SELECT RANK() OVER(ORDER BY ____ DESC) AS RANK, 
     first_name, last_name,email, salary
FROM employees;

DENSE_RANK()

we can use DENSE_RANK() if we need ranks to be ordered or require a further partition

partition by job_id and order by salary

SELECT DENSE_RANK() OVER(PARTITION BY __ ORDER BY __ DESC) AS RANK, job_id,salary
     first_name, last_name,email
FROM employees;

now we have ranked our salary by job starting with the highest salary for each job

Aggregations

window functions are similar to GROUP BY aggregate function but all rows stay in the output

using the employees information table, these two queries perform aggregate operations that produce a single global average for all rows taken as a group, and averages grouped per job:

SELECT AVG(___) AS avg_salary
FROM ____;

lets us see a GROUP BY in action

SELECT job_id, AVG(___) AS avg_salary
FROM employees
GROUP BY job_id;

On the other hand , window operations do not collapse groups of query rows to a single output row. Instead, they produce a result for each row. Like the preceding queries, the following query uses SUM(), but this time as a window function:

SELECT
first_name, last_name,email, salary,
         AVG(__) OVER() AS avg_salary,
         AVG(__) OVER(PARTITION BY ___) AS avg_per_job_salary
FROM ___
ORDER BY first_name, last_name,email, salary;

Note

we have included OVER clause that specifies how to partition query rows into groups for processing by the window function:

The first OVER clause is empty, which treats the entire set of query rows as a single partition.
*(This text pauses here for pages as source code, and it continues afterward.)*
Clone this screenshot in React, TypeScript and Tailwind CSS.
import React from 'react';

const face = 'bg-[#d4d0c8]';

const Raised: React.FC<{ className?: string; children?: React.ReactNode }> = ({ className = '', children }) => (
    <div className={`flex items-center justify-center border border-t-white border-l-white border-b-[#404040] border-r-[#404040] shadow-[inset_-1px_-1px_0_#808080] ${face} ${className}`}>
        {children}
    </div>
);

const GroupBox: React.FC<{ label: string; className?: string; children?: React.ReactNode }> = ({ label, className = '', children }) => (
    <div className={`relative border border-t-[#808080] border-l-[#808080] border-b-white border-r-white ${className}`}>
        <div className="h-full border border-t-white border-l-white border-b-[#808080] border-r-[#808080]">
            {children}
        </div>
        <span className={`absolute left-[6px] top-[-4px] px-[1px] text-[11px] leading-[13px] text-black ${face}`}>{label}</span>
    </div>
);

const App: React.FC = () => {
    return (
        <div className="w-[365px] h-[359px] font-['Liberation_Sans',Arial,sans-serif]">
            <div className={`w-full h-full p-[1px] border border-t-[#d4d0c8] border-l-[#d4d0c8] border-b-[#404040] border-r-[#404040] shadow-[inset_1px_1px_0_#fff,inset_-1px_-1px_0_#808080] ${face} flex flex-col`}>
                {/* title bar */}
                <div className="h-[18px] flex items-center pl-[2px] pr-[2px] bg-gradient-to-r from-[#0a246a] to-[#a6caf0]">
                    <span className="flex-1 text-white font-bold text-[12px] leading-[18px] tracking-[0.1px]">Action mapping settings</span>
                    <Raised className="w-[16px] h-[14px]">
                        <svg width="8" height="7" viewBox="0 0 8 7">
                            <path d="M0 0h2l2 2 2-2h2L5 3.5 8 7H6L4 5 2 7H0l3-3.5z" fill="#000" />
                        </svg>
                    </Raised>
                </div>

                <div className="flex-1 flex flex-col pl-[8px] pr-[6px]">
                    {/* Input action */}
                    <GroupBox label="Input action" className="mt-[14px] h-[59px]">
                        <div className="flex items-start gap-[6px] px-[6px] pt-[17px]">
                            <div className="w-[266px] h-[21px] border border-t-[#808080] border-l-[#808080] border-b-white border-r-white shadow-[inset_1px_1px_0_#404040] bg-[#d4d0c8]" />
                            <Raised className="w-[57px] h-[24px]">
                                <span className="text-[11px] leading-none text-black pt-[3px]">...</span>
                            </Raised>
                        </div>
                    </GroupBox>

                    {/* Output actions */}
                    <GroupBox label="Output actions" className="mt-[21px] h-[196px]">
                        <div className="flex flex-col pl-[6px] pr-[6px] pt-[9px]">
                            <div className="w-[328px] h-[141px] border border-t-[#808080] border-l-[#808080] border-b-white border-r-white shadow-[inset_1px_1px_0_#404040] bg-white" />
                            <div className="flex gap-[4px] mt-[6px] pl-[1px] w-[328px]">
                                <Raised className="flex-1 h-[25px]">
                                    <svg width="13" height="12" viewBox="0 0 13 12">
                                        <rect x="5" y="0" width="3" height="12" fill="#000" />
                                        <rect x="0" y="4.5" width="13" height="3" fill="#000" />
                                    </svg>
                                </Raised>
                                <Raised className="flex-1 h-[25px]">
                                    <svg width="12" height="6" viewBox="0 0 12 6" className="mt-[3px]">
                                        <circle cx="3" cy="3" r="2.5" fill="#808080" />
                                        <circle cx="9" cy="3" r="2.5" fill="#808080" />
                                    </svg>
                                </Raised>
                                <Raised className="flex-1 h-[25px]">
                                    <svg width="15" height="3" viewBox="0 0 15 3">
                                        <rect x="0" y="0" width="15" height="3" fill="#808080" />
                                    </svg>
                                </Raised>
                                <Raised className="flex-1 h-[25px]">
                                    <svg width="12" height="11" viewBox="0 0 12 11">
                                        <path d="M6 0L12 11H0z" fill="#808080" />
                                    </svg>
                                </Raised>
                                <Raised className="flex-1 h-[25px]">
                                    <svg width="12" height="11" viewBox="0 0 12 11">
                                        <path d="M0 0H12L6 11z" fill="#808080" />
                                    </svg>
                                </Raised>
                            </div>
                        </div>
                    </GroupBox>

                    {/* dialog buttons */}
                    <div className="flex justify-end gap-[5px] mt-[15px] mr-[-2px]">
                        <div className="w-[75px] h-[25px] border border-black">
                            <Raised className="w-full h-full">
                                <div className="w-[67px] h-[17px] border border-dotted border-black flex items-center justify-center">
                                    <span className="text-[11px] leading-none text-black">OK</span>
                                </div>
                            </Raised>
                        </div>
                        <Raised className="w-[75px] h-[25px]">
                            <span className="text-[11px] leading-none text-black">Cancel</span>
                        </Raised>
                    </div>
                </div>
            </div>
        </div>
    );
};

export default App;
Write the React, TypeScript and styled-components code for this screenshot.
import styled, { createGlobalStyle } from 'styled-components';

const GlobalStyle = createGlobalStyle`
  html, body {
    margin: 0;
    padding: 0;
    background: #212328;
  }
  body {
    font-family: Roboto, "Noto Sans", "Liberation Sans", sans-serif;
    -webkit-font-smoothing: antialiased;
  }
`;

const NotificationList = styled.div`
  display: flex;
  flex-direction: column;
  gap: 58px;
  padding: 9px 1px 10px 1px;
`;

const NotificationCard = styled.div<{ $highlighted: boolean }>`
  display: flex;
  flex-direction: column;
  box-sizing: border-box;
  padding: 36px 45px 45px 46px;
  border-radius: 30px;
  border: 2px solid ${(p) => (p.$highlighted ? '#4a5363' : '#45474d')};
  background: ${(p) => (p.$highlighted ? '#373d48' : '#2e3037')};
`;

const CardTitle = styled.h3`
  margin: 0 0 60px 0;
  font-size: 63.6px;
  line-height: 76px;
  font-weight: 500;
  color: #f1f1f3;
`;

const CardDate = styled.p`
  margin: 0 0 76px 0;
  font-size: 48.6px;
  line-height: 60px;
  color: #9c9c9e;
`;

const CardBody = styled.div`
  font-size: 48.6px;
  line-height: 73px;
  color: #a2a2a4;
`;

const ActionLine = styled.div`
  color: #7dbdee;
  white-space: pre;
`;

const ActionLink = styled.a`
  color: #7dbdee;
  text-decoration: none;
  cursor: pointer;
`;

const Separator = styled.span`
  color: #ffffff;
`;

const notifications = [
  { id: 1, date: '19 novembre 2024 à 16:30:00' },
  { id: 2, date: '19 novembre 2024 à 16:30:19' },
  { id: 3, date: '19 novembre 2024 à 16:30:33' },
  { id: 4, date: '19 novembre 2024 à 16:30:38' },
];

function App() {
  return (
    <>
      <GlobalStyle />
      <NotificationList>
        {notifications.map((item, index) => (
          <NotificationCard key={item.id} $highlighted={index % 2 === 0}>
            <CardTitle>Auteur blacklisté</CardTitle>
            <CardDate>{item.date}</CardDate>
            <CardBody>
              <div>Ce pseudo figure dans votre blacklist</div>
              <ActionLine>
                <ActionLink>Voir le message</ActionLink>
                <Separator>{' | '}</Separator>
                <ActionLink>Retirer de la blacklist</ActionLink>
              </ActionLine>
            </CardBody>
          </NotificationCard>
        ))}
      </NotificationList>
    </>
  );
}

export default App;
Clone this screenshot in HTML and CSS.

The window function thus produces a global sum, but does so for each row.
The second OVER clause partitions rows by country, producing a sum per partition (per country). The function produces this sum for each partition row.

Window functions are permitted only in the select list and ORDER BY clause. Query result rows are determined from the FROM clause, after WHERE, GROUP BY, and HAVING processing, and windowing execution occurs before ORDER BY, LIMIT, and SELECT DISTINCT.